### The task
Return each line that holds the word "index".

### Given material

<<<<

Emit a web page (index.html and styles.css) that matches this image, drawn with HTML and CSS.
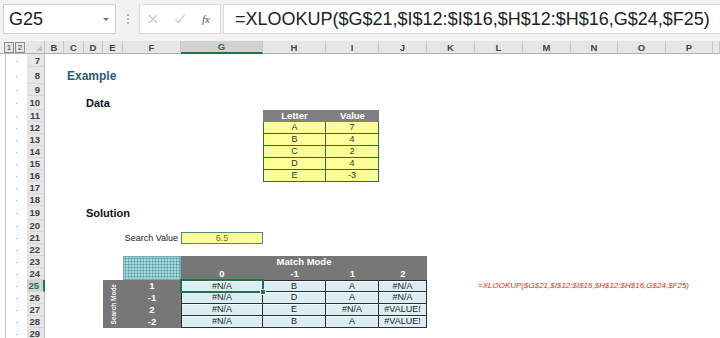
FILE: index.html
```html
<!DOCTYPE html>
<html lang="en">
<head>
    <meta charset="UTF-8">
    <title>XLOOKUP - Match Mode</title>
    <link rel="stylesheet" href="styles.css">
</head>
<body>
    <!-- FORMULA BAR -->
    <div class="formula-bar">
        <div class="name-box">
            <span>G25</span>
            <span class="caret"></span>
        </div>
        <div class="grip"></div>
        <div class="fx-box">
            <svg class="fx-icon" width="10" height="10" viewBox="0 0 10 10"><path d="M1 1L9 9M9 1L1 9" stroke="#c4c4c4" stroke-width="1.2" fill="none"/></svg>
            <svg class="fx-icon" width="10" height="10" viewBox="0 0 10 10"><path d="M0.5 5.5L3.5 8.5L9.5 1" stroke="#c4c4c4" stroke-width="1.2" fill="none"/></svg>
            <span class="fx-text">fx</span>
        </div>
        <div class="formula-input">=XLOOKUP($G$21,$I$12:$I$16,$H$12:$H$16,G$24,$F25)</div>
    </div>

    <!-- SHEET -->
    <div class="sheet">
        <!-- column headers -->
        <div class="outline-btns"><span>1</span><span>2</span></div>
        <div class="corner"><i></i></div>
        <div class="ch">B</div>
        <div class="ch">C</div>
        <div class="ch">D</div>
        <div class="ch">E</div>
        <div class="ch">F</div>
        <div class="ch active">G</div>
        <div class="ch">H</div>
        <div class="ch">I</div>
        <div class="ch">J</div>
        <div class="ch">K</div>
        <div class="ch">L</div>
        <div class="ch">M</div>
        <div class="ch">N</div>
        <div class="ch">O</div>
        <div class="ch">P</div>
        <div class="ch"></div>

        <!-- row headers -->
        <div class="rh"><span>7</span></div>
        <div class="rh"><span>8</span></div>
        <div class="rh"><span>9</span></div>
        <div class="rh"><span>10</span></div>
        <div class="rh"><span>11</span></div>
        <div class="rh"><span>12</span></div>
        <div class="rh"><span>13</span></div>
        <div class="rh"><span>14</span></div>
        <div class="rh"><span>15</span></div>
        <div class="rh"><span>16</span></div>
        <div class="rh"><span>17</span></div>
        <div class="rh"><span>18</span></div>
        <div class="rh"><span>19</span></div>
        <div class="rh"><span>20</span></div>
        <div class="rh"><span>21</span></div>
        <div class="rh"><span>22</span></div>
        <div class="rh"><span>23</span></div>
        <div class="rh"><span>24</span></div>
        <div class="rh on"><span>25</span></div>
        <div class="rh"><span>26</span></div>
        <div class="rh"><span>27</span></div>
        <div class="rh"><span>28</span></div>
        <div class="rh"><span>29</span></div>

        <!-- content -->
        <div class="title">Example</div>
        <div class="sub data-title">Data</div>

        <div class="letters">
            <div class="lh">Letter</div><div class="lh">Value</div>
            <div class="lc l">A</div><div class="lc">7</div>
            <div class="lc l">B</div><div class="lc">4</div>
            <div class="lc l">C</div><div class="lc">2</div>
            <div class="lc l">D</div><div class="lc">4</div>
            <div class="lc l">E</div><div class="lc">-3</div>
        </div>

        <div class="sub solution-title">Solution</div>
        <div class="search-label">Search Value</div>
        <div class="search-value">6.5</div>

        <div class="modes">
            <div class="mm-blank"></div>
            <div class="hatch"></div>
            <div class="mm-title">Match Mode</div>
            <div class="mm-col">0</div>
            <div class="mm-col">-1</div>
            <div class="mm-col">1</div>
            <div class="mm-col">2</div>
            <div class="sm-label"><span>Search Mode</span></div>

            <div class="sm-val">1</div>
            <div class="dc l t sel">#N/A</div><div class="dc t">B</div><div class="dc t">A</div><div class="dc t">#N/A</div>
            <div class="sm-val">-1</div>
            <div class="dc l">#N/A</div><div class="dc">D</div><div class="dc">A</div><div class="dc">#N/A</div>
            <div class="sm-val">2</div>
            <div class="dc l">#N/A</div><div class="dc">E</div><div class="dc">#N/A</div><div class="dc">#VALUE!</div>
            <div class="sm-val">-2</div>
            <div class="dc l">#N/A</div><div class="dc">B</div><div class="dc">A</div><div class="dc">#VALUE!</div>
        </div>

        <div class="formula-note">=XLOOKUP($G$21,$I$12:$I$16,$H$12:$H$16,G$24,$F25)</div>
    </div>
</body>
</html>
```

FILE: styles.css
```css
:root {
    --excel-green: #217346;
    --header-bg: #e6e6e6;
    --header-sel: #d2d2d2;
    --grey-block: #777777;
    --yellow: #ffff99;
    --teal-border: #2f6666;
}

body {
    margin: 0;
    width: 720px;
    height: 338px;
    overflow: hidden;
    font-family: 'Liberation Sans', Arial, sans-serif;
    background: #ffffff;
}

/* FORMULA BAR */
.formula-bar {
    height: 41px;
    box-sizing: border-box;
    padding: 4px 0 7px 3px;
    display: flex;
    align-items: stretch;
    background: #f2f2f2;
}

.name-box {
    width: 113px;
    box-sizing: border-box;
    background: #fff;
    border: 1px solid #d4d4d4;
    padding: 0 6px 0 5px;
    display: flex;
    align-items: center;
    justify-content: space-between;
    font-size: 18px;
    color: #222;
}

.caret {
    width: 0;
    height: 0;
    border-left: 3px solid transparent;
    border-right: 3px solid transparent;
    border-top: 3px solid #707070;
}

.grip {
    width: 0;
    margin: 10px 0 10px 11px;
    border-left: 2px dotted #b4b4b4;
}

.fx-box {
    width: 82px;
    margin-left: 10px;
    box-sizing: border-box;
    background: #fff;
    border: 1px solid #dcdcdc;
    padding-left: 8px;
    display: flex;
    align-items: center;
    gap: 17px;
}

.fx-text {
    font-family: 'Liberation Serif', serif;
    font-style: italic;
    font-size: 11px;
    color: #555;
    width: 10px;
}

.formula-input {
    flex: 1;
    margin-left: 2px;
    background: #fff;
    border: 1px solid #dcdcdc;
    border-right: none;
    padding-left: 11px;
    display: flex;
    align-items: center;
    font-size: 18px;
    color: #222;
    white-space: nowrap;
}

/* SHEET GRID */
.sheet {
    display: grid;
    grid-template-columns: 26px 19px 19px 20px 19px 20px 58px 82px 63px 53px 48px 48px 48px 48px 47px 48px 47px 7px;
    grid-template-rows: 13px 13px 17px 12px 14px repeat(8, 12px) 14px repeat(10, 12px);
    font-size: 9px;
    color: #222;
}

.outline-btns {
    grid-row: 1;
    background: #f0f0f0;
    border-bottom: 1px solid #b4b4b4;
    display: flex;
    align-items: flex-start;
    padding: 1px 0 0 4px;
    gap: 1px;
}

.outline-btns span {
    width: 8px;
    height: 9px;
    border: 1px solid #8c8c8c;
    background: #e4e4e4;
    font-size: 8px;
    line-height: 9px;
    text-align: center;
    color: #444;
}

.corner {
    grid-row: 1;
    background: var(--header-bg);
    border-right: 1px solid #c4c4c4;
    border-bottom: 1px solid #a9b3be;
    display: flex;
    justify-content: flex-end;
    align-items: flex-end;
    padding: 0 2px 2px 0;
}

.corner i {
    width: 0;
    height: 0;
    border-left: 6px solid transparent;
    border-bottom: 6px solid #c0c0c0;
}

.ch {
    grid-row: 1;
    background: var(--header-bg);
    border-right: 1px solid #c8c8c8;
    border-bottom: 1px solid #a9b3be;
    display: flex;
    align-items: center;
    justify-content: center;
    font-size: 9.5px;
    font-weight: bold;
    color: #444;
}

.ch.active {
    background: var(--header-sel);
    color: var(--excel-green);
    border-bottom: 2px solid var(--excel-green);
}

.rh {
    grid-column: 1 / 3;
    display: flex;
}

.rh::before {
    content: "·";
    width: 21px;
    margin-left: 5px;
    border-left: 1px solid #c3c3c3;
    display: flex;
    align-items: center;
    justify-content: center;
    font-size: 9px;
    color: #888;
}

.rh span {
    flex: 1;
    background: var(--header-bg);
    border-right: 1px solid #b9b9b9;
    border-bottom: 1px solid #d6d6d6;
    padding-right: 4px;
    display: flex;
    align-items: center;
    justify-content: flex-end;
    font-size: 9.5px;
    font-weight: bold;
    color: #444;
}

.rh.on span {
    background: var(--header-sel);
    color: var(--excel-green);
    border-right: 2px solid var(--excel-green);
}

/* CONTENT */
.title {
    grid-row: 3;
    grid-column: 4 / 9;
    align-self: center;
    padding-left: 3px;
    font-size: 12px;
    font-weight: bold;
    color: #1f6277;
}

.sub {
    grid-column: 5 / 9;
    align-self: center;
    padding-left: 2px;
    font-size: 11px;
    font-weight: bold;
    color: #111;
}

.data-title { grid-row: 5; }
.solution-title { grid-row: 14; }

.letters {
    grid-row: 6 / 12;
    grid-column: 9 / 11;
    display: grid;
    grid-template-columns: 63px 53px;
    grid-auto-rows: 12px;
    text-align: center;
    color: #333;
}

.lh {
    background: #7f7f7f;
    color: #fff;
    font-weight: bold;
    font-size: 9.5px;
    line-height: 12px;
}

.lc {
    background: var(--yellow);
    border-right: 1px solid var(--teal-border);
    border-bottom: 1px solid var(--teal-border);
    line-height: 11px;
}

.lc.l { border-left: 1px solid var(--teal-border); }

.search-label {
    grid-row: 16;
    grid-column: 7;
    text-align: right;
    padding-right: 3px;
    line-height: 12px;
}

.search-value {
    grid-row: 16;
    grid-column: 8;
    background: var(--yellow);
    border: 1px solid #4e8585;
    text-align: center;
    line-height: 10px;
    color: #6a780f;
}

/* MATCH MODE TABLE */
.modes {
    grid-row: 18 / 24;
    grid-column: 6 / 12;
    display: grid;
    grid-template-columns: 20px 58px 82px 63px 53px 48px;
    grid-template-rows: repeat(6, 12px);
    text-align: center;
}

.mm-blank { grid-column: 1; grid-row: 1 / 3; }

.hatch {
    grid-column: 2;
    grid-row: 1 / 3;
    background-color: #a9d7dc;
    background-image: radial-gradient(circle, #4b98a0 0.8px, transparent 1.2px);
    background-size: 3px 3px;
    border: 1px solid #6fb0b6;
}

.mm-title {
    grid-column: 3 / 7;
    grid-row: 1;
    background: var(--grey-block);
}

.mm-title, .mm-col, .sm-val {
    color: #fff;
    font-weight: bold;
    font-size: 9.5px;
    line-height: 12px;
}

.mm-col {
    grid-row: 2;
    background: var(--grey-block);
}

.sm-label {
    grid-column: 1;
    grid-row: 3 / 7;
    background: var(--grey-block);
    display: flex;
    align-items: center;
    justify-content: center;
}

.sm-label span {
    writing-mode: vertical-rl;
    transform: rotate(180deg);
    font-size: 6.5px;
    font-weight: bold;
    color: #f2f2f2;
}

.sm-val { background: var(--grey-block); }

.dc {
    background: #daeef3;
    border-right: 1px solid #2e2e2e;
    border-bottom: 1px solid #2e2e2e;
    box-shadow: inset 0 1px 0 #f3fafc;
    line-height: 11px;
    color: #1e1e1e;
}

.dc.l { border-left: 1px solid #2e2e2e; }
.dc.t { border-top: 1px solid #2e2e2e; line-height: 10px; }

.dc.sel {
    position: relative;
    outline: 2px solid var(--excel-green);
    outline-offset: -1px;
    z-index: 1;
}

.dc.sel::after {
    content: "";
    position: absolute;
    right: -4px;
    bottom: -4px;
    width: 4px;
    height: 4px;
    background: var(--excel-green);
    border: 1px solid #fff;
}

.formula-note {
    grid-row: 20;
    grid-column: 13 / 19;
    padding-left: 3px;
    white-space: nowrap;
    font-size: 8px;
    font-style: italic;
    line-height: 12px;
    color: #f02424;
}
```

>>>>

### Task answer
Emit a web page (index.html and styles.css) that matches this image, drawn with HTML and CSS.
FILE: index.html
    z-index: 1;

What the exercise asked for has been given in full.